Within eight months of his release from prison under a medical reprieve, Willie Herbert Casey Jr. attempted to commit the same crime that landed him a life sentence in the 1990s.
Casey was sentenced in the stabbing death of a man in downtown Augusta in 1991, and on Sept. 12 he showed up at a Hicks Street home and assaulted Michelle Hampton with a knife. He was killed by Hampton’s teenage son in what police ruled was self-defense.
Department of Corrections spokeswoman Gwendolyn Hogan said Casey was released from Augusta State Medical Prison in February under a medical reprieve. She could not discuss the nature or stage of his illness.
Like all reprieves, Casey’s came at the recommendation of his physician at the facility. The recommendation follows a series of steps until it’s passed along to the Board of Pardons and Paroles, which makes the final decision.
Weeks after his death, the Corrections Department still listed Casey as an “active” inmate on its Web site. Hogan said the department was in the process of correcting the information.
District Attorney Ashley Wright said close observation, such as parole, is the preferred method for an offender who re-enters the civilian world to gauge how closely they need to be supervised.
“But the reality is no one has a crystal ball,” she said. “The reality is that their decision to follow the law and not engage in further criminal history is their decision alone.”
According to a 2012 Associated Press report, Georgia corrections officials have doubled the number of medical reprieves since fiscal year 2008. Corrections Commissioner Brian Owens said in the article that the parole board was granting about 70 percent of medical reprieves, where five years earlier it was about 10 percent.
Officials said the additional reprieves shave millions of dollars off medical bills.
Eligible candidates are often incapacitated or have a life expectancy of less than a year, said state pardons Director Michael Nail.
He said the board considers the cost of keeping them behind bars, the response of the victims and prosecutors, the amount of time served and, most importantly, the likelihood a prisoner will commit another crime.
HOGAN WOULD NOT comment specifically on Casey’s case, citing health privacy laws.
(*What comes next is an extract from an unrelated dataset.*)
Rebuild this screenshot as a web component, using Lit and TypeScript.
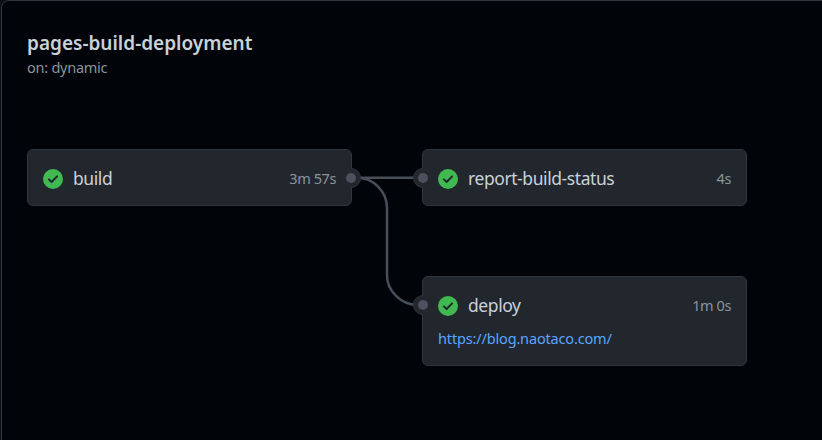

Hampton said she didn’t know the man who banged on the door of her home around 3 a.m. Sept. 21 and hit her in the chest with what she described as a steak knife. She dodged the blow, which only grazed the skin, but the attack continued.
The next moments went by in a flash, she said, and ended with Casey dead from a gunshot wound.
Police said Hampton’s 17-year-old son, Anthony, shot Casey and saved her life.
“He said, ‘Mama, I just couldn’t let that man hurt you,’ ” Hampton said. “I told him that was fine. Nobody would blame him for that.”
Hampton was held at the sheriff’s office for two days while police searched for her son, who fled the area after the shooting.
After finding and interviewing the teenager, police deemed the shooting self-defense and released his mother.
“I sure hate that’s got to be on his conscience for the rest of his life, but he did the same thing anyone else would do for their parent,” Hampton said.
Police have not released details on the shooting and said the findings are being sent to the district attorney’s office.
Hampton still doesn’t know what brought Casey to her door, but she suspects it could have been retaliation for a confrontation she had several months ago with a man who might be Casey’s nephew. With so many unanswered questions and a new fear of being alone, Hampton has decided to leave the Harrisburg home she and her son have shared for seven years.
“I haven’t been able to sleep,” she said. “I’ve got to find a new comfort zone.”
CASEY WAS 25 when he was arrested for the slaying of 28-year-old Carl Reid on Nov. 29, 1991.
Witnesses told police they were driving along Ninth Street when they witnessed an argument between Casey, who was wearing a distinct pair of yellow pants, and Reid on the side of the road. One of the witnesses yelled for them to stop and warned that the police were coming, according to information obtained from the district attorney’s office. Casey then pushed Reid down and struck him in the head and chest with a sharp object before walking away.
When police arrived, witnesses pointed out Casey, who was standing in a crowd of onlookers in the same distinct clothing.
A court-ordered psychiatrist found Casey mentally competent to stand trial despite his lawyer’s claims that he was schizophrenic, mentally retarded and had been receiving Social Security disability since 1986.
During an interview with the psychiatrist, Casey said he had been using drugs since age 9, spent hundreds of dollars daily on cocaine and was once treated for drug-induced psychosis.
A 1986 MENTAL evaluation included in Casey’s file said he was “very irritable and the slightest irritation will make him angry and want to fight people.” It also said Casey heard voices that told him to fight, had near-constant head pain, hallucinations and uncontrollable behavior at times.
In 1993, Casey was found guilty of felony murder and malice murder and sentenced to life.
He made a motion to appeal years later, saying there was no forensic evidence linking him to the slaying, but the motion was denied.
Casey’s 21-year-old son, also named Willie Herbert Casey, was facing murder charges when he hanged himself in his jail cell in 2008.
A 12-year-old who was also facing charges told police he went with Casey to collect a debt from 65-year-old Roosevelt Cowins, but after an argument, Casey shot Cowins several times in the back and chest.